Northerns and Border find runs hard to come by
POOR batting and useful bowling by two potent attacks on a pitch of variable bounce saw 15 wickets fall on the first day.
By the close, Border were 76 runs behind on 114 for five in reply to Northerns' first innings of 190.
Not that the pitch was a major factor in all that timber tumbling, even allowing for the odd bout of variable bounce. After all, Northerns captain Gerald Dros won the toss and batted.
Alas, the batting fairly reeked of ill discipline, while the bowling on both sides was out of the top drawer, helped not a little by the significant swing on offer.
Border took wickets with pure pace, in the form of Makhaya Ntini's three for 32, medium pace, with Piet Botha picking up three for 16, and spin, off-spinner Geoff Love taking three for 58.

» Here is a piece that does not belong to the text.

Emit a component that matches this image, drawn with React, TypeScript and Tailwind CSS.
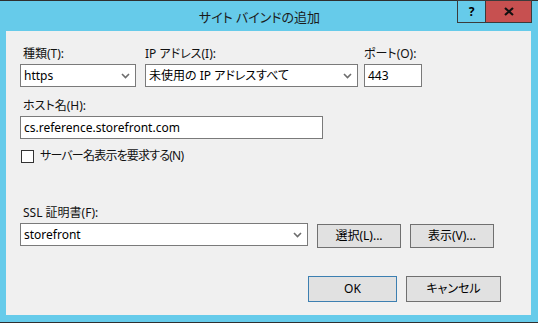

David Townsend bowled aggressively to do the damage for Northerns with figures of three for 25, while Steve Elworthy was his steady self in taking two for 33.
Bowling honours on the day probably belonged to veteran all-rounder Botha, who went for nine runs in his first over and then bowled immaculately to concede just seven runs in his remaining eight overs.
Border also held some good catches, epitomised by Laden Gamiet's diving effort at backward point to remove Jacques Rudolph.
Northerns were 71 for three at lunch and were dismissed with what became the last ball before tea. Their scorecard would have made even more mournful reading were it not for a sixth-wicket stand of 57 between Dros and the nuggety Kruger van Wyk.
Fittingly Dros and Van Wyk made the two highest scores of the innings, 35 and 30 respectively, before being dismissed an over apart.
The continuation of the unfinished partnership of 42 between captain Pieter Strydom, who was 33 not out, and Gamiet, on 18, would seem to be Border's most viable option for taking a substantial first innings lead.